Emit a verbatim copy of the lines below from the line with "Recreate this image" through the line with "const labelCls = 'text-right", excluding pictures and everything outside that range.
---------- INFORMATION SHOWN ----------
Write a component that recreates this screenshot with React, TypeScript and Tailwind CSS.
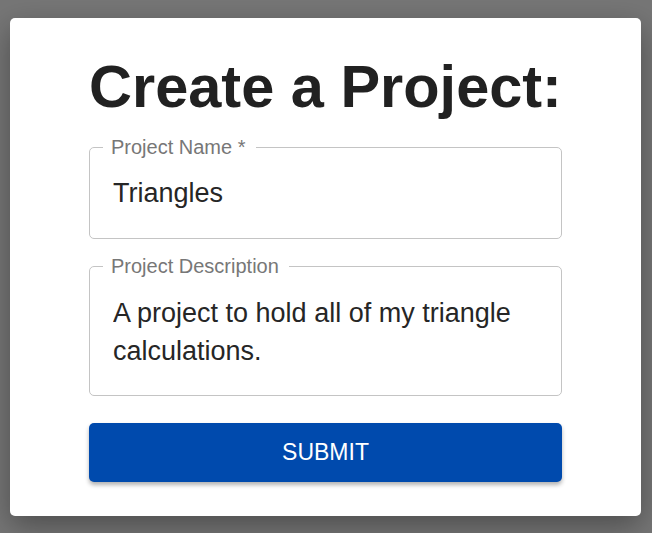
import React, { useState } from "react";

export default function App() {
  const [name, setName] = useState("Triangles");
  const [desc, setDesc] = useState(
    "A project to hold all of my triangle calculations."
  );

  return (
    <div
      className="w-[652px] h-[533px] bg-[#767676] pt-[18px] pl-[10px] pr-[11px] overflow-hidden"
      style={{ fontFamily: '"Liberation Sans", Arial, sans-serif' }}
    >
      <div className="h-[498px] bg-white rounded-[5px] shadow-[0_10px_30px_rgba(0,0,0,0.35)] flex flex-col items-center">
        {/* Titulo */}
        <h1 className="mt-[34px] text-[59.5px] leading-[70px] font-bold text-[#212121]">
          Create a Project:
        </h1>

        <div className="w-[473px] mt-[25px] flex flex-col">
          {/* Nome */}
          <fieldset className="h-[101px] border border-[#c4c4c4] rounded-[5px] px-[23px] -mt-[9px]">
            <legend className="ml-[-10px] pl-[8px] pr-[10px] text-[20px] leading-[18px] text-[#777]">
              Project Name *
            </legend>
            <input
              value={name}
              onChange={(e) => setName(e.target.value)}
              className="w-full mt-[21px] text-[27px] leading-[32px] text-[#262626] outline-none bg-transparent"
            />
          </fieldset>

          {/* Descricao */}
          <fieldset className="h-[139px] mt-[18px] border border-[#c4c4c4] rounded-[5px] px-[23px]">
            <legend className="ml-[-10px] pl-[8px] pr-[10px] text-[20px] leading-[18px] text-[#777]">
              Project Description
            </legend>
            <textarea
              value={desc}
              onChange={(e) => setDesc(e.target.value)}
              rows={2}
              className="w-full mt-[19px] resize-none text-[27px] leading-[38px] text-[#262626] outline-none bg-transparent"
            />
          </fieldset>

          <button className="mt-[27px] h-[59px] rounded-[5px] bg-[#004aad] text-white text-[23px] shadow-[0_3px_4px_rgba(0,0,0,0.3)]">
            SUBMIT
          </button>
        </div>
      </div>
    </div>
  );
}
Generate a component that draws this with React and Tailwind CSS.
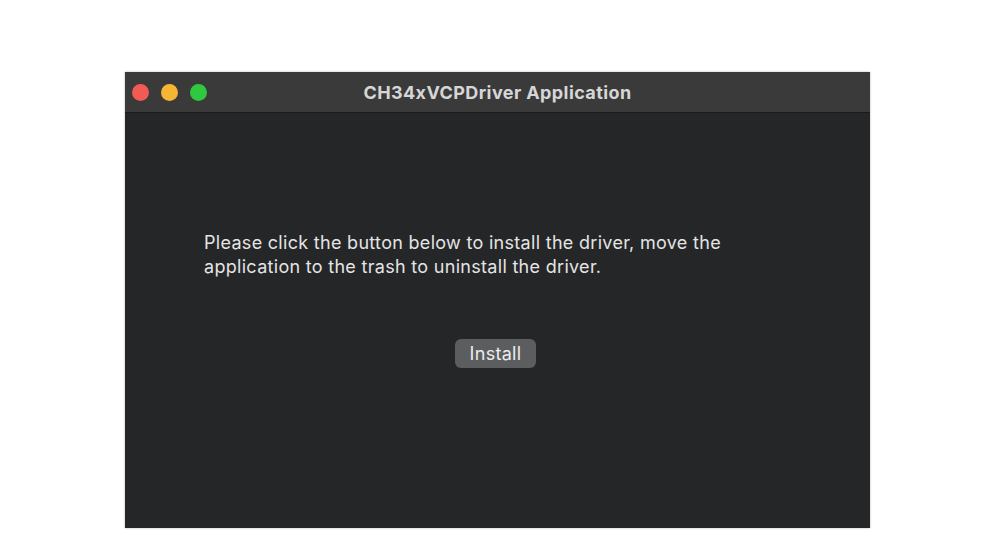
export default function App() {
  return (
    <div className="w-[1000px] h-[542px] bg-white pt-[72px] pl-[125px] font-['Inter',sans-serif]">
      <div className="w-[745px] h-[456px] bg-[#252627] flex flex-col shadow-[0_0_2px_rgba(0,0,0,0.3)]">
        {/* Title bar */}
        <div className="h-[41px] bg-[#3a3a3b] border-b border-[#1b1b1c] flex items-center relative">
          <div className="flex gap-[12px] pl-[7px]">
            <span className="w-[17px] h-[17px] rounded-full bg-[#f25a56]" />
            <span className="w-[17px] h-[17px] rounded-full bg-[#f5b634]" />
            <span className="w-[17px] h-[17px] rounded-full bg-[#2fc840]" />
          </div>
          <div className="absolute inset-0 flex items-center justify-center text-[18px] font-bold tracking-[0.4px] text-[#d6d6d6]">
            CH34xVCPDriver Application
          </div>
        </div>
        {/* Body */}
        <div className="flex-1 flex flex-col pt-[118px]">
          <p className="pl-[79px] text-[18px] leading-[24px] tracking-[0.3px] text-[#e4e4e4]">
            Please click the button below to install the driver, move the
            <br />
            application to the trash to uninstall the driver.
          </p>
          <div className="flex justify-center mt-[60px] pr-[4px]">
            <button className="w-[81px] h-[29px] rounded-[6px] bg-[#5c5d5f] text-[18px] tracking-[0.3px] text-[#ececec]">
              Install
            </button>
          </div>
        </div>
      </div>
    </div>
  );
}
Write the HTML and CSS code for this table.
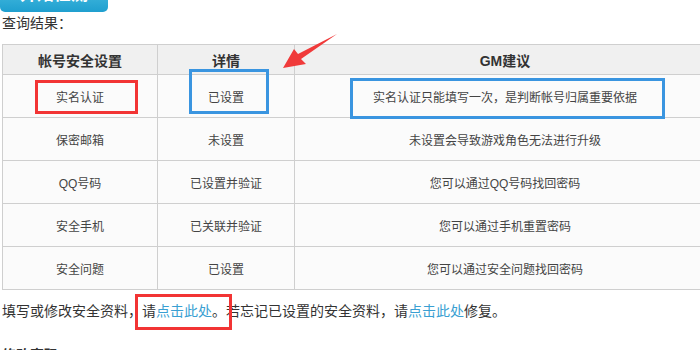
FILE: index.html
```html
<!DOCTYPE html>
<html>
	<head>
		<meta charset="utf-8">
		<title>帐号安全查询</title>
		<link rel="stylesheet" href="styles.css">
	</head>
	<body>
		<div id="page">
			<div class="btnCheck">开始检测</div>
			<div class="resultTitle">查询结果：</div>

			<table class="safeTable">
				<tr>
					<th class="c1">帐号安全设置</th>
					<th class="c2">详情</th>
					<th class="c3">GM建议</th>
				</tr>
				<tr>
					<td>实名认证</td>
					<td>已设置</td>
					<td>实名认证只能填写一次，是判断帐号归属重要依据</td>
				</tr>
				<tr>
					<td>保密邮箱</td>
					<td>未设置</td>
					<td>未设置会导致游戏角色无法进行升级</td>
				</tr>
				<tr>
					<td>QQ号码</td>
					<td>已设置并验证</td>
					<td>您可以通过QQ号码找回密码</td>
				</tr>
				<tr>
					<td>安全手机</td>
					<td>已关联并验证</td>
					<td>您可以通过手机重置密码</td>
				</tr>
				<tr>
					<td>安全问题</td>
					<td>已设置</td>
					<td>您可以通过安全问题找回密码</td>
				</tr>
			</table>

			<div class="tips">填写或修改安全资料，请<a href="#">点击此处</a>。若忘记已设置的安全资料，请<a href="#">点击此处</a>修复。</div>
			<div class="nextTitle">修改密码</div>

			<!-- marks drawn over the table -->
			<div class="mark red m1"></div>
			<div class="mark blue m2"></div>
			<div class="mark blue m3"></div>
			<div class="mark red m4"></div>
			<svg class="arrow" width="60" height="40" viewBox="280 32 60 40">
				<polygon points="283,68 294,49 298,54 337,34 301,59 306,64" fill="#f03a3a"/>
			</svg>
		</div>
	</body>
</html>
```
FILE: styles.css
```css
html, body {
	overflow: hidden;
}

body {
	margin: 0px;
	padding: 0px;
	background: #fff;
	color: #333;
	font-family: 'Liberation Sans', 'Noto Sans CJK SC', sans-serif;
	font-size: 14px;
}

#page {
	display: flow-root;
	position: relative;
	width: 720px;
	padding-left: 2px;
}

.btnCheck {
	width: 108px;
	height: 34px;
	margin-top: -22px;
	margin-left: -2px;
	border-radius: 5px;
	background: linear-gradient(#55c6e6, #1f9fcf);
	color: #fff;
	font-size: 17px;
	font-weight: bold;
	line-height: 34px;
	text-align: center;
}

.resultTitle {
	margin-top: 1px;
	line-height: 20px;
}

.safeTable {
	margin-top: 11px;
	width: 714px;
	border-collapse: collapse;
	table-layout: fixed;
}

.safeTable th,
.safeTable td {
	border: 1px solid #cfcfcf;
	text-align: center;
	padding: 0px;
}

.safeTable th {
	height: 29px;
	background: #f0f0f0;
	font-size: 14px;
	font-weight: bold;
	color: #333;
}

.safeTable td {
	height: 42px;
	background: #fbfbfb;
	font-size: 12px;
	color: #444;
}

.safeTable .c1 { width: 154px; }
.safeTable .c2 { width: 136px; }

.tips {
	margin-top: 10px;
	line-height: 22px;
	color: #333;
}

.tips a {
	color: #3a9fd2;
	text-decoration: none;
}

.nextTitle {
	margin-top: 22px;
	line-height: 22px;
	font-weight: bold;
}

.mark {
	position: absolute;
	box-sizing: border-box;
	border: 3px solid;
}

.mark.red { border-color: #f23434; }
.mark.blue { border-color: #3a95e0; }

.m1 { left: 35px; top: 80px; width: 103px; height: 34px; }
.m2 { left: 189px; top: 69px; width: 80px; height: 45px; }
.m3 { left: 350px; top: 78px; width: 315px; height: 41px; }
.m4 { left: 135px; top: 294px; width: 97px; height: 36px; }

.arrow {
	position: absolute;
	left: 280px;
	top: 32px;
}
```
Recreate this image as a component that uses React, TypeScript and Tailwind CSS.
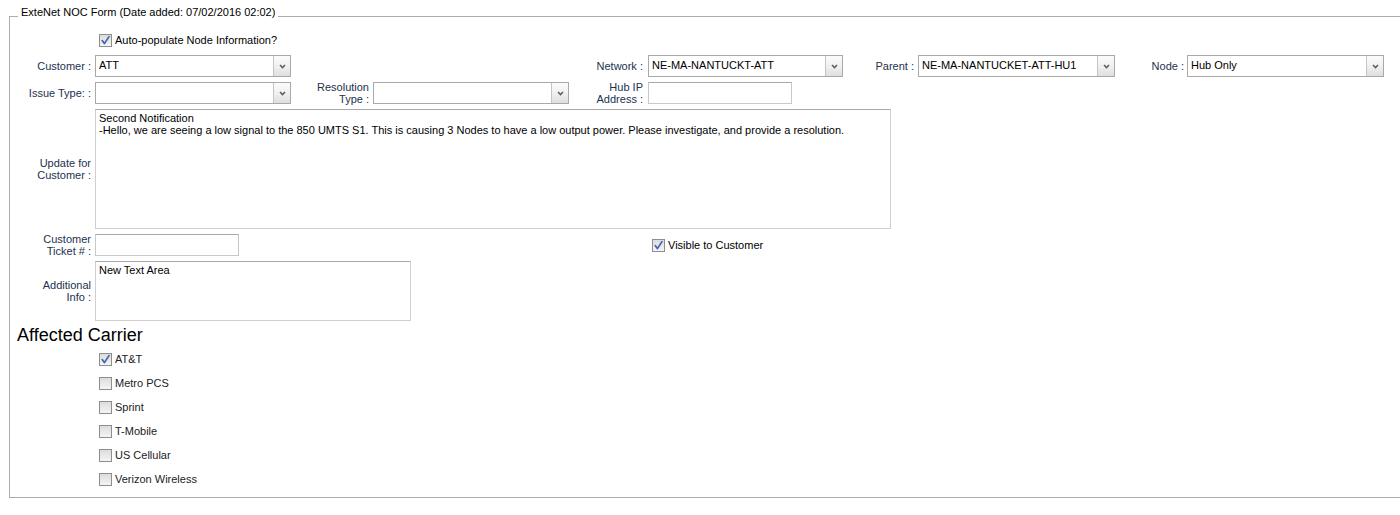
import clsx from 'clsx';

const labelCls = 'text-right text-[11px] leading-[12px] text-[#1c324f]';

function Check({ checked }: { checked?: boolean }) {
  return (
    <span className="relative inline-flex h-[13px] w-[13px] shrink-0 border border-[#8e8e8e] bg-gradient-to-b from-[#dcdcdc] to-[#f4f4f4]">
      {checked && (
        <svg className="absolute left-0 top-0" width="11" height="11" viewBox="0 0 11 11">
          <path d="M2.2 5.6 L4.4 8.6 L9 1.6" stroke="#3a64b4" strokeWidth="1.7" fill="none" strokeLinecap="round" strokeLinejoin="round" />
        </svg>
      )}
    </span>
  );
}

function Select({ value, className }: { value?: string; className?: string }) {
  return (
    <div className={clsx('flex h-[22px] shrink-0 border border-[#a9a9a9] bg-white', className)}>
      <div className="flex-1 truncate pl-[3px] pt-[2px] text-[11px] leading-[14px] text-black">{value}</div>
      <div className="flex w-[17px] items-center justify-center border-l border-[#c4c4c4] bg-gradient-to-b from-[#fbfbfb] via-[#f1f1f1] to-[#dedede]">
        <svg width="7" height="5" viewBox="0 0 7 5">
          <path d="M1 1 L3.5 3.6 L6 1" stroke="#5c5c5c" strokeWidth="1.5" fill="none" />
        </svg>
      </div>
    </div>
  );
}

function TextInput({ className }: { className?: string }) {
  return <div className={clsx('h-[22px] shrink-0 border border-[#c9c9c9] border-t-[#a9a9a9] bg-white', className)} />;
}

const carriers = [
  { name: 'AT&T', checked: true },
  { name: 'Metro PCS' },
  { name: 'Sprint' },
  { name: 'T-Mobile' },
  { name: 'US Cellular' },
  { name: 'Verizon Wireless' },
];

export default function App() {
  return (
    <div className="h-[515px] w-[1400px] overflow-hidden bg-white font-['Liberation_Sans',Arial,sans-serif] text-[11px] text-black">
      <fieldset className="ml-[9px] mt-[6px] w-[1420px] border border-[#acacac] p-0">
        <legend className="ml-[8px] px-[3px] pb-[7px] text-[11px] leading-[13px] text-black">
          ExteNet NOC Form (Date added: 07/02/2016 02:02)
        </legend>

        {/* Auto-populate */}
        <div className="mt-[8px] flex h-[13px] items-center pl-[89px]">
          <Check checked />
          <span className="ml-[3px] leading-[13px]">Auto-populate Node Information?</span>
        </div>

        {/* Row 1 */}
        <div className="mt-[8px] flex h-[22px] items-center">
          <div className={clsx(labelCls, 'w-[81px]')}>Customer :</div>
          <Select value="ATT" className="ml-[4px] w-[196px]" />
          <div className={clsx(labelCls, 'w-[352px]')}>Network :</div>
          <Select value="NE-MA-NANTUCKT-ATT" className="ml-[5px] w-[195px]" />
          <div className={clsx(labelCls, 'w-[71px]')}>Parent :</div>
          <Select value="NE-MA-NANTUCKET-ATT-HU1" className="ml-[4px] w-[197px]" />
          <div className={clsx(labelCls, 'w-[69px]')}>Node :</div>
          <Select value="Hub Only" className="ml-[3px] w-[197px]" />
        </div>

        {/* Row 2 */}
        <div className="mt-[5px] flex h-[22px] items-center">
          <div className={clsx(labelCls, 'w-[81px]')}>Issue Type: :</div>
          <Select className="ml-[4px] w-[196px]" />
          <div className={clsx(labelCls, 'w-[78px]')}>
            Resolution
            <br />
            Type :
          </div>
          <Select className="ml-[4px] w-[196px]" />
          <div className={clsx(labelCls, 'w-[74px]')}>
            Hub IP
            <br />
            Address :
          </div>
          <TextInput className="ml-[5px] w-[144px]" />
        </div>

        {/* Update for customer */}
        <div className="mt-[5px] flex h-[120px] items-center">
          <div className={clsx(labelCls, 'w-[81px]')}>
            Update for
            <br />
            Customer :
          </div>
          <div className="ml-[4px] h-[120px] w-[796px] border border-[#cfcfcf] border-t-[#a9a9a9] bg-white px-[3px] pt-[2px] text-[11px] leading-[12px] text-black">
            Second Notification
            <br />
            -Hello, we are seeing a low signal to the 850 UMTS S1. This is causing 3 Nodes to have a low output power. Please investigate, and provide a resolution.
          </div>
        </div>

        {/* Ticket */}
        <div className="mt-[5px] flex h-[22px] items-center">
          <div className={clsx(labelCls, 'w-[81px]')}>
            Customer
            <br />
            Ticket # :
          </div>
          <TextInput className="ml-[4px] w-[144px]" />
          <div className="ml-[413px] flex items-center">
            <Check checked />
            <span className="ml-[3px] leading-[13px]">Visible to Customer</span>
          </div>
        </div>

        {/* Additional info */}
        <div className="mt-[5px] flex h-[60px] items-center">
          <div className={clsx(labelCls, 'w-[81px]')}>
            Additional
            <br />
            Info :
          </div>
          <div className="ml-[4px] h-[60px] w-[316px] border border-[#cfcfcf] border-t-[#a9a9a9] bg-white px-[3px] pt-[2px] text-[11px] leading-[12px] text-black">
            New Text Area
          </div>
        </div>

        <h2 className="ml-[7px] mt-[4px] text-[18px] leading-[21px] text-black">Affected Carrier</h2>

        <div className="flex flex-col gap-[11px] pb-[11px] pl-[89px] pt-[7px]">
          {carriers.map((c) => (
            <div key={c.name} className="flex h-[13px] items-center">
              <Check checked={c.checked} />
              <span className="ml-[3px] leading-[13px] text-[#222]">{c.name}</span>
            </div>
          ))}
        </div>
      </fieldset>
    </div>
  );
}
----------
◆ **RESPONSE**:
Recreate this image as a component that uses React, TypeScript and Tailwind CSS.
import clsx from 'clsx';

const labelCls = 'text-right text-[11px] leading-[12px] text-[#1c324f]';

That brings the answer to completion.